Estimating and comparing magnitudes
One theory of the estimation and comparison of magnitudes assumes there are implicit minimal and maximal reference points at the extreme ends of the distribution. As a special case of the Law of Comparative Judgement, the theory assumes that stimulus objects are represented by distributions with variances that increase with distance from the reference point contained in the question (Marks, 1972).
This photo from 1969 shows the author and ‘subject’ with the basic apparatus and stimuli from Experiments 7 and 8 of the author’s doctoral research at Sheffield University, ‘An Investigation of Subjective Probability Judgements’.
More than 40 years later, in 2014, Reference Point Theory received empirical support from a team at UCLA under the leadership of Keith Holyoak. In Cognitive Psychology, Chen, Lu and Holyoak (2014) present a model of how magnitudes can be acquired and compared based on BARTlet, a simpler version of ‘Bayesian Analogy with Relational Transformations’ (BART, Lu, Chen, & Holyoak, 2012).
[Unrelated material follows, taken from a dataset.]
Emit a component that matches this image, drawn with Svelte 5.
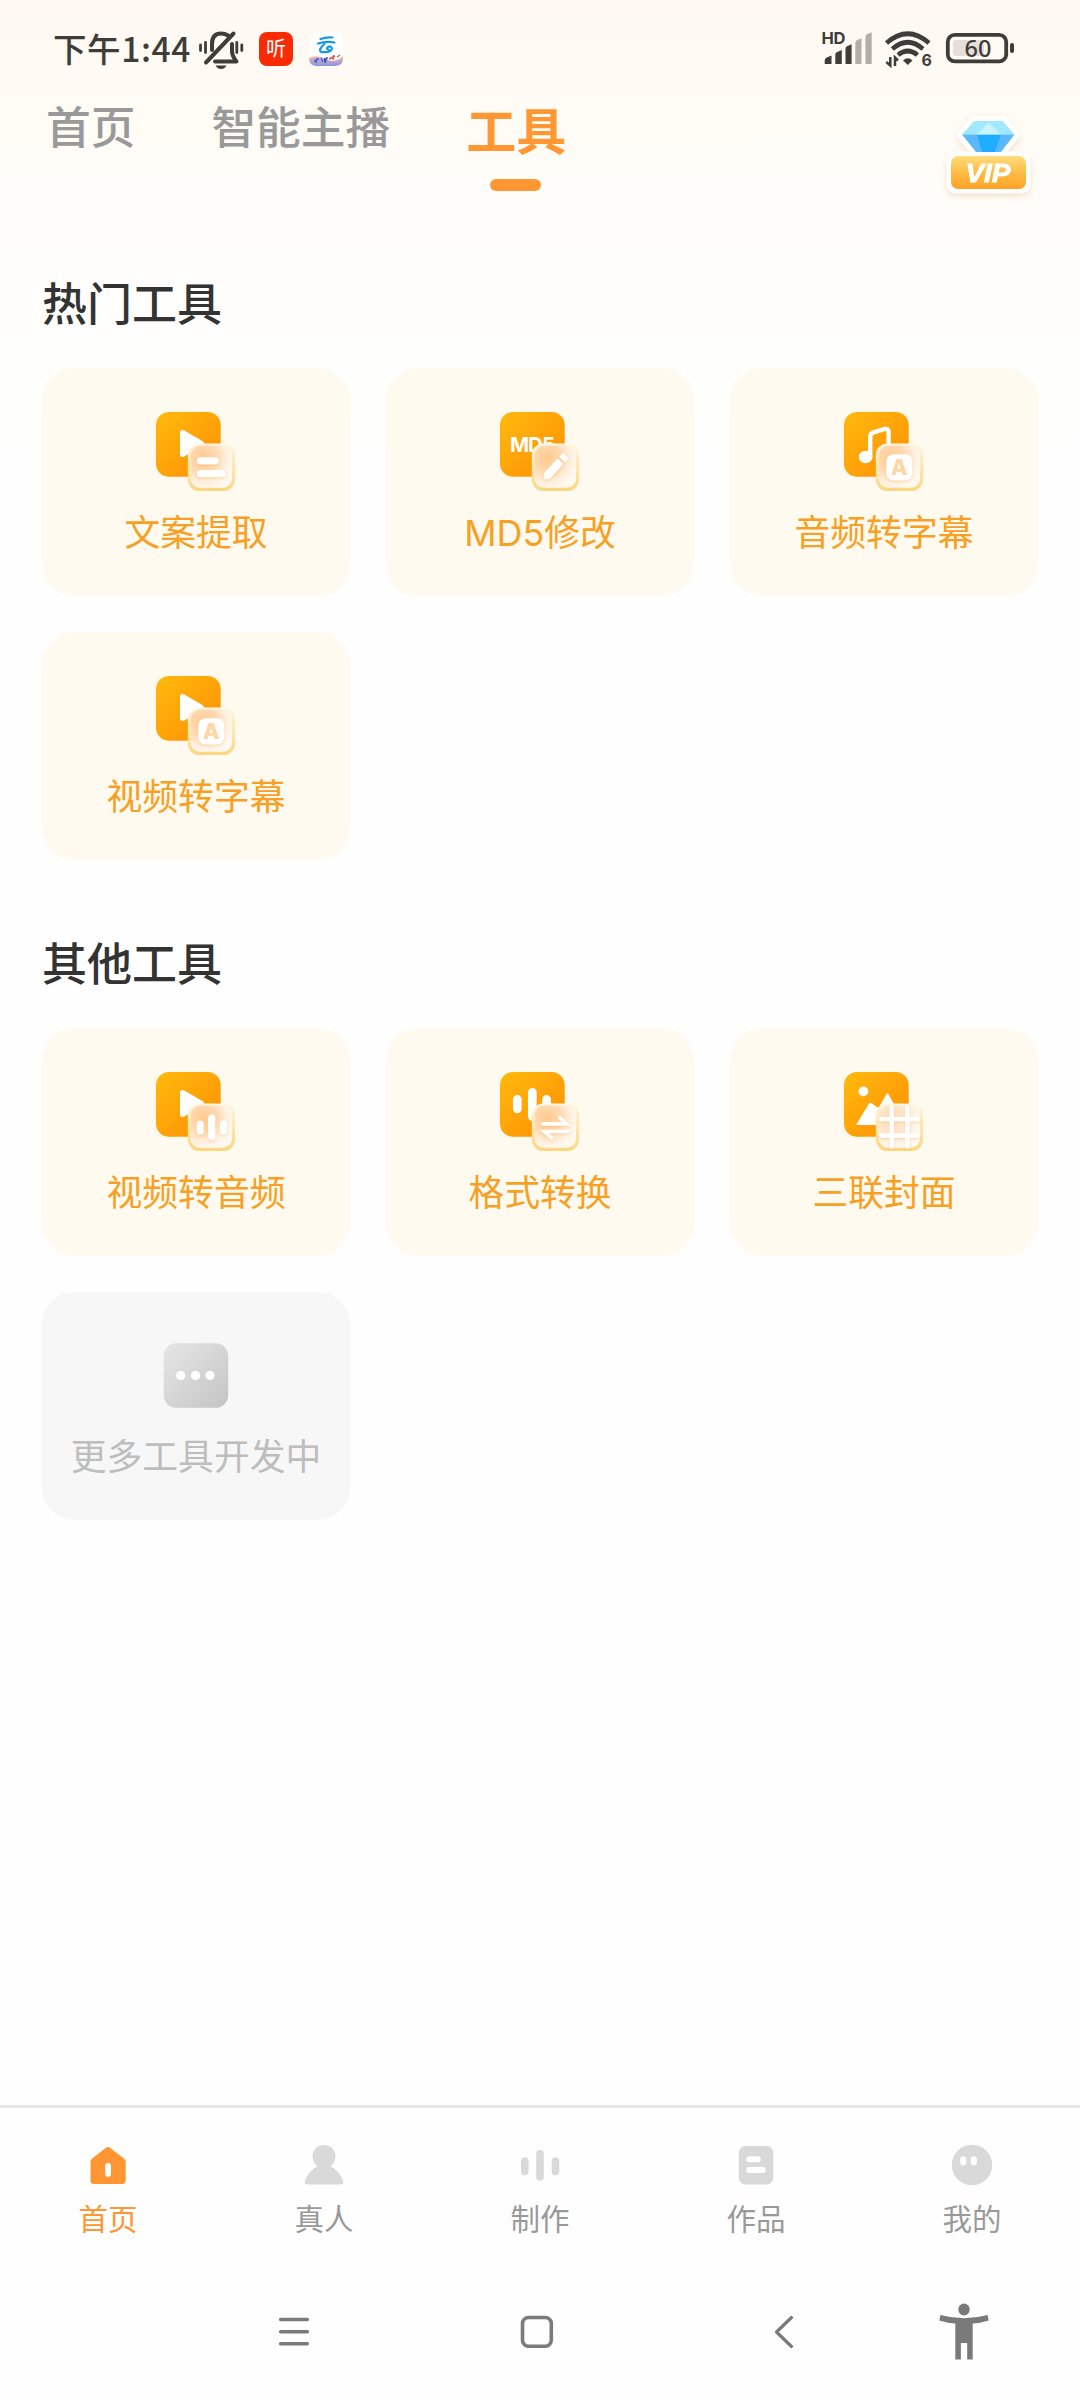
<script>
  const tabs = ['首页', '智能主播', '工具'];
  let activeTab = $state('工具');
  let activeNav = $state('首页');

  const sections = [
    {
      title: '热门工具',
      tools: [
        { name: '文案提取', base: 'play', badge: 'lines' },
        { name: 'MD5修改', base: 'md5', badge: 'pencil' },
        { name: '音频转字幕', base: 'music', badge: 'letter' },
        { name: '视频转字幕', base: 'play', badge: 'letter' }
      ]
    },
    {
      title: '其他工具',
      tools: [
        { name: '视频转音频', base: 'play', badge: 'bars' },
        { name: '格式转换', base: 'wave', badge: 'swap' },
        { name: '三联封面', base: 'image', badge: 'grid' },
        { name: '更多工具开发中', base: 'more', badge: '' }
      ]
    }
  ];

  const navs = [
    { name: '首页', icon: 'home' },
    { name: '真人', icon: 'person' },
    { name: '制作', icon: 'make' },
    { name: '作品', icon: 'works' },
    { name: '我的', icon: 'mine' }
  ];
</script>

{#snippet toolIcon(base, badge)}
  <svg class="tool-icon" viewBox="0 0 80 80">
    {#if base === 'more'}
      <rect x="7.7" y="7.3" width="64.5" height="64.5" rx="12.5" fill="url(#gray)" />
      <circle cx="24.7" cy="39.4" r="4.6" fill="#fff" />
      <circle cx="39.5" cy="39.4" r="4.6" fill="#fff" />
      <circle cx="54" cy="39.4" r="4.6" fill="#fff" />
    {:else}
      <rect width="64.7" height="64.7" rx="13" fill="url(#orange)" />
      {#if base === 'play'}
        <path d="M26.5 20.5v22L45.5 31.5z" fill="#fff" stroke="#fff" stroke-width="5" stroke-linejoin="round" />
      {:else if base === 'md5'}
        <text class="md5" x="10" y="39.5" textLength="45">MD5</text>
      {:else if base === 'music'}
        <ellipse cx="21.6" cy="45" rx="6.8" ry="6.2" fill="#fff" />
        <path d="M26.2 45V25Q26.2 21.5 29.5 20.4L41 17Q44.6 16.2 44.6 20V40" fill="none" stroke="#fff" stroke-width="4.4" />
      {:else if base === 'wave'}
        <path d="M17.3 27.3v9.5M32.3 20.3v24M46.6 27.3v9.5" stroke="#fff" stroke-width="8.7" stroke-linecap="round" />
      {:else if base === 'image'}
        <circle cx="19.4" cy="19.4" r="4.9" fill="#fff" />
        <path d="M12 53 25 31.4q1-1.2 2.2-.3l7.3 4.8 8-14q.9-1.4 1.8 0L60 50v3z" fill="#fff" />
      {/if}
      <rect x="31.8" y="31.5" width="47.2" height="47.5" rx="11.5" fill="url(#rim)" />
      <rect x="34.6" y="33.6" width="41.6" height="42.2" rx="9.5" fill="#fff9f1" />
      <rect x="34.6" y="33.6" width="41.6" height="42.2" rx="9.5" fill="url(#peach)" opacity={badge === 'grid' ? 0.6 : 1} />
      <g class="mark">
        {#if badge === 'lines'}
          <path d="M44.4 48.8H59.4M44.4 61.7H66.6" stroke-width="7.2" stroke-linecap="round" />
        {:else if badge === 'pencil'}
          <path class="solid" d="M43.8 67.2v-6L57.6 46.4l5.8 5.6L49.6 67.2zM59.2 44.8l3-3.1q1-.8 2 0l3.8 3.7q1 1 0 2l-3 3.1z" />
        {:else if badge === 'letter'}
          <rect class="solid" x="42.2" y="42.2" width="26.2" height="26.4" rx="7" />
        {:else if badge === 'bars'}
          <path d="M44.2 52v7.2M55.7 46v18.6M67.5 52v7.2" stroke-width="7.2" stroke-linecap="round" />
        {:else if badge === 'swap'}
          <path d="M43 51.9H66.5L59.7 45.7M68 59.5H44.4L51.6 65.8" stroke-width="3.6" stroke-linecap="round" />
        {:else if badge === 'grid'}
          <path d="M47.7 35.5v39M63.4 35.5v39M37 47.3h37M37 63.6h37" stroke-width="4.6" stroke-linecap="round" />
        {/if}
      </g>
      {#if badge === 'letter'}
        <text class="letter" x="55.3" y="63.2">A</text>
      {/if}
    {/if}
  </svg>
{/snippet}

<svg class="defs" width="0" height="0">
  <defs>
    <linearGradient id="orange" x1="0" y1="0" x2="1" y2="1">
      <stop offset="0" stop-color="#ffba0c" />
      <stop offset="1" stop-color="#ff8d05" />
    </linearGradient>
    <linearGradient id="gray" x1="0" y1="0" x2="1" y2="1">
      <stop offset="0" stop-color="#e6e6e6" />
      <stop offset="1" stop-color="#c4c4c4" />
    </linearGradient>
    <linearGradient id="rim" x1="0" y1="0" x2="0" y2="1">
      <stop offset="0" stop-color="#fff8ea" />
      <stop offset="0.35" stop-color="#ffe9b4" />
      <stop offset="1" stop-color="#fbd780" />
    </linearGradient>
    <radialGradient id="peach" cx="0.3" cy="0.3" r="0.8">
      <stop offset="0" stop-color="#ffca8e" />
      <stop offset="0.45" stop-color="#ffd7ac" stop-opacity="0.9" />
      <stop offset="1" stop-color="#fff0e0" stop-opacity="0" />
    </radialGradient>
    <linearGradient id="gold" x1="0" y1="0" x2="0" y2="1">
      <stop offset="0" stop-color="#ffdc7c" />
      <stop offset="0.5" stop-color="#ffbd45" />
      <stop offset="1" stop-color="#ffa126" />
    </linearGradient>
    <linearGradient id="cloud" x1="0" y1="0" x2="0" y2="1">
      <stop offset="0" stop-color="#f6b9b0" />
      <stop offset="1" stop-color="#8a93e0" />
    </linearGradient>
  </defs>
</svg>

<div class="page">
  <div class="status">
    <span class="time">下午1:44</span>
    <svg class="mute" width="48" height="42" viewBox="0 -1 48 42" fill="none" stroke="#3f3d3a" stroke-width="4" stroke-linecap="round">
      <path d="M16 21V15Q16 4.5 25 4.5Q29 4.5 32 6.5" />
      <path d="M36 15V22Q36 27 40.5 32.5H19" stroke-linejoin="round" />
      <path d="M10 33.5 37.5 4.5" />
      <path d="M4.5 16v5.5M9.5 13.5v10M40.8 13.5v10M45.8 16v5.5" stroke-width="2.8" />
      <path d="M19.5 36.5h11q-2 3.5-5.5 3.5t-5.5-3.5z" fill="#3f3d3a" stroke="none" />
    </svg>
    <span class="ting">听</span>
    <svg class="cloud" width="34" height="34" viewBox="0 0 34 34">
      <rect width="34" height="34" rx="8" fill="#fff" />
      <path d="M0 26Q8 22 17 27T34 24V26Q34 34 26 34H8Q0 34 0 26z" fill="url(#cloud)" />
      <path d="M11.5 7Q17 5 23.5 5.5M9 11.5Q17 9 25.5 10.5M15.5 12Q9 17.5 12 20Q22 21 23 16.5Q22 13 18.5 15.3q-1.5 2 1 2.2" fill="none" stroke="#1597ea" stroke-width="2.2" stroke-linecap="round" />
      <path d="M5 29l5-2M8 26l-1 5M12 26l2 4M15 27l3-1-2 5" stroke="#3a6bd8" stroke-width="1.6" />
      <path d="M20 27l6-3M25 23l-1 5M28 25l3-2" stroke="#e0504f" stroke-width="1.4" />
    </svg>

    <svg class="system" width="196" height="40" viewBox="820 30 196 40">
      <text class="hd" x="821.5" y="45" textLength="24">HD</text>
      <path d="M824.7 65v-3.5q0-2 2-3l4.8-2V65zM835.3 65V55.5q0-1.5 1.5-2.2l5-2.3V65zM845.5 65V49.5q0-1.5 1.5-2.2l4.6-2V65z" fill="#3f3d3a" />
      <path d="M855.3 65V44q0-2 1.5-2.7l4.7-2V65zM865.5 65V38q0-2 1.5-2.7l4.7-2V65z" fill="#b3aea8" />
      <g fill="none" stroke="#3f3d3a" stroke-width="4.6">
        <path d="M886.5 44Q907.8 25.5 929 44" />
        <path d="M892.3 50Q907.8 36.5 923 50" />
        <path d="M898 56Q907.8 48 917.5 56" />
      </g>
      <path d="M903 61.5q4.8-4.5 9.5 0L907.8 66z" fill="#3f3d3a" />
      <path d="M890.3 58v8.5l-4-3.5M895 67v-8.5l3 3" fill="none" stroke="#3f3d3a" stroke-width="2.5" />
      <text class="six" x="921.6" y="66.5">6</text>
      <rect x="953" y="41" width="31" height="16" rx="3" fill="#e6dfd9" />
      <rect x="947.8" y="35.8" width="58.4" height="26.6" rx="7" fill="none" stroke="#3f3d3a" stroke-width="3.8" />
      <rect x="1010" y="44" width="4" height="10" rx="2" fill="#3f3d3a" />
      <text class="level" x="978" y="57.7">60</text>
    </svg>
  </div>

  <header class="top">
    <div class="tabs">
      {#each tabs as tab}
        <button class="tab" class:active={tab === activeTab} onclick={() => (activeTab = tab)}>{tab}</button>
      {/each}
    </div>
    <svg class="vip" width="90" height="86" viewBox="944 112 90 86">
      <g fill="#fff" stroke="#fff" stroke-width="10" stroke-linejoin="round">
        <path d="M974.5 121H1002.5L1014.5 135 1001 152H976L962 135z" />
        <rect x="952" y="157" width="73" height="31" rx="4" stroke-width="11" />
      </g>
      <path d="M974.5 121H1002.5L1014.5 134.5H962z" fill="#9fe8ff" />
      <path d="M962 134.5H1014.5L1001 152H976z" fill="#5bb8fb" />
      <path d="M977 134.5H1001L995 152H982z" fill="#20adff" />
      <path d="M988.5 122.5 1001 134.5H977z" fill="#c9f4ff" />
      <rect x="951" y="156" width="75" height="33" rx="7" fill="url(#gold)" />
      <text class="vip-text" x="965.5" y="182" textLength="45" lengthAdjust="spacingAndGlyphs">VIP</text>
    </svg>
  </header>

  <main>
    {#each sections as section}
      <section>
        <h2>{section.title}</h2>
        <div class="grid">
          {#each section.tools as tool}
            <div class="card" class:disabled={tool.base === 'more'}>
              {@render toolIcon(tool.base, tool.badge)}
              <span>{tool.name}</span>
            </div>
          {/each}
        </div>
      </section>
    {/each}
  </main>

  <nav class="tabbar">
    {#each navs as nav}
      <button class="nav-item" class:active={nav.name === activeNav} onclick={() => (activeNav = nav.name)}>
        <svg width="44" height="44" viewBox="0 0 44 44" fill="currentColor">
          {#if nav.icon === 'home'}
            <path d="M20 4.7q2-1.4 4 0L38 15.5q1.7 1.3 1.7 3.3V37.500q0 3.5-3.5 3.5H8q-3.5 0-3.500-3.500V18.800q0-2 1.700-3.300z" />
            <rect x="19.2" y="20" width="5.8" height="14" rx="2.9" fill="#fff" />
          {:else if nav.icon === 'person'}
            <circle cx="22" cy="13.5" r="11.5" />
            <path d="M16 23q6-3 12 0 9 4 13.3 15 .6 3.5-3 3.5H5.7q-3.6 0-3-3.5Q7 27 16 23z" />
          {:else if nav.icon === 'make'}
            <path d="M6.8 18v10.5M22 10.7v23.2M37.5 18v10.5" stroke="currentColor" stroke-width="7.6" stroke-linecap="round" />
          {:else if nav.icon === 'works'}
            <rect x="4.8" y="3" width="34.5" height="38.5" rx="6.5" />
            <path d="M15.2 16.2h8.5M15.2 27h13.5" stroke="#fff" stroke-width="6" stroke-linecap="round" />
          {:else}
            <circle cx="22" cy="22" r="20.2" />
            <rect x="10.2" y="13.2" width="6" height="9.4" rx="3" fill="#fff" />
            <rect x="20.8" y="13.2" width="6" height="9.4" rx="3" fill="#fff" />
          {/if}
        </svg>
        <span>{nav.name}</span>
      </button>
    {/each}
  </nav>

  <div class="system-nav">
    <svg width="36" height="36" viewBox="0 0 36 36"><path d="M4.7 5.5h26.6M4.7 17.7h26.6M4.7 29.7h26.6" /></svg>
    <svg width="36" height="36" viewBox="0 0 36 36"><rect x="3.5" y="3.5" width="28.8" height="28.8" rx="6" /></svg>
    <svg width="36" height="36" viewBox="0 0 36 36"><path d="M25.5 3.5 10.5 18l15 14.5" stroke-width="3.2" /></svg>
    <svg width="52" height="58" viewBox="0 0 52 58">
      <g fill="#7a7a7a" stroke="none">
        <ellipse cx="26" cy="6.5" rx="5.7" ry="6" />
        <path d="M2.5 12Q26 18.5 49.5 12l1.2 5.5Q43 20 34.7 20.5V56.5h-5.5V40h-6.3V56.5h-5.6V20.5Q9 20 1.3 17.5z" />
      </g>
    </svg>
  </div>
</div>

<style>
  :global(body) { background: #fefefe; }
  .defs { position: absolute; }
  .page {
    width: 1080px;
    height: 2400px;
    display: flex;
    flex-direction: column;
    overflow: hidden;
    font-family: "Noto Sans CJK SC", sans-serif;
    background: linear-gradient(#fff8f2 0, #fffbf4 90px, #fffdf9 190px, #fefefd 370px, #fefefe 500px);
  }
  button { border: 0; padding: 0; background: none; font-family: inherit; }

  .status { display: flex; align-items: center; height: 98px; padding: 0 64px 0 53px; box-sizing: border-box; }
  .time { width: 143px; padding-bottom: 3px; font-size: 33.5px; font-weight: 500; letter-spacing: 0.6px; color: #3f3d3a; white-space: nowrap; }
  .mute { margin-right: 15px; }
  .ting { width: 34px; height: 34px; border-radius: 8px; background: #f92b05; color: #fff; font-size: 20px; line-height: 32px; text-align: center; margin-right: 16px; }
  .system { margin-left: auto; }
  .hd { font: 700 16.5px Inter, sans-serif; fill: #3f3d3a; }
  .six { font: 700 16px Inter, sans-serif; fill: #3f3d3a; }
  .level { font: 500 23.5px "Noto Sans", sans-serif; fill: #3f3d3a; text-anchor: middle; }

  .top { display: flex; justify-content: space-between; height: 162px; padding: 0 46px; }
  .tabs { display: flex; align-items: flex-start; gap: 76px; }
  .tab { display: flex; flex-direction: column; align-items: center; font-size: 44.7px; line-height: 54px; font-weight: 500; color: #999; }
  .tab.active { font-size: 50px; line-height: 60px; font-weight: 700; color: #ff9833; }
  .tab.active::after { content: ''; width: 51px; height: 12px; margin: 21px 2px 0 0; border-radius: 6px; background: #ff9833; }
  .vip { margin-top: 14px; filter: drop-shadow(0 3px 3px rgba(200, 130, 60, 0.22)); }
  .vip-text { font: italic 700 26px "Liberation Sans", sans-serif; fill: #fff; stroke: #fff; stroke-width: 0.8; }

  main { flex: 1; padding: 0 42px; }
  section { height: 660px; }
  h2 { margin: 0; height: 108px; font-size: 45px; line-height: 83px; font-weight: 500; color: #333; }
  .grid { display: grid; grid-template-columns: repeat(3, 308px); gap: 36px; }
  .card { display: flex; flex-direction: column; align-items: center; height: 228px; padding-top: 44px; box-sizing: border-box; border-radius: 32px; background: #fffaef; color: #f7a024; font-family: Inter, "Noto Sans CJK SC", sans-serif; font-size: 35.8px; line-height: 52px; }
  .card span { margin-top: 15px; }
  .card.disabled { background: #f7f7f7; color: #bdbdbd; }
  .tool-icon { width: 80px; height: 80px; flex: none; }
  .md5 { font: 700 20.5px Inter, sans-serif; fill: #fff; }
  .mark { fill: none; stroke: #fff; filter: drop-shadow(0 1px 1px rgba(255, 165, 60, 0.4)); }
  .solid { fill: #fff; stroke: none; }
  .letter { font: 800 21.5px Inter, sans-serif; fill: #ffd5a4; text-anchor: middle; }

  .tabbar { display: grid; grid-template-columns: repeat(5, 1fr); height: 172px; border-top: 3px solid #e6e6e6; box-sizing: border-box; background: #fefefe; }
  .nav-item { display: flex; flex-direction: column; align-items: center; justify-content: flex-start; padding-top: 35px; color: #d9d9d9; }
  .nav-item span { margin-top: 8px; font-size: 29.5px; line-height: 44px; color: #999; }
  .nav-item.active, .nav-item.active span { color: #ff9633; }

  .system-nav { display: flex; align-items: center; height: 123px; padding: 0 90px 14px 276px; box-sizing: border-box; background: #fefefe; }
  .system-nav svg { fill: none; stroke: #7a7a7a; stroke-width: 3.6; stroke-linecap: round; stroke-linejoin: round; }
  .system-nav svg:nth-child(2) { margin-left: 207px; }
  .system-nav svg:nth-child(3) { margin-left: 211px; }
  .system-nav svg:nth-child(4) { margin-left: auto; }
</style>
The authors concluded that Reference Point Theory provided the best fit to their data:
“BARTlet provides a computational realization of a qualitative hypothesis proposed four decades ago by Marks (1972)…The reference-point hypothesis implies that the congruity effect results from differences in the discriminability of magnitudes represented in working memory, rather than a bias in encoding (e.g., Marschark & Paivio, 1979) or a linguistic influence (Banks et al., 1975). BARTlet provides a well-specified mechanism by which reference points can alter discriminability in direct judgments of discriminability (Holyoak & Mah, 1982) as well as speeded tasks (p. 46).”
As well as being a professor of psychology at UCLA, Keith Holyoak is also a poet and translator of classical Chinese poetry. Kudos!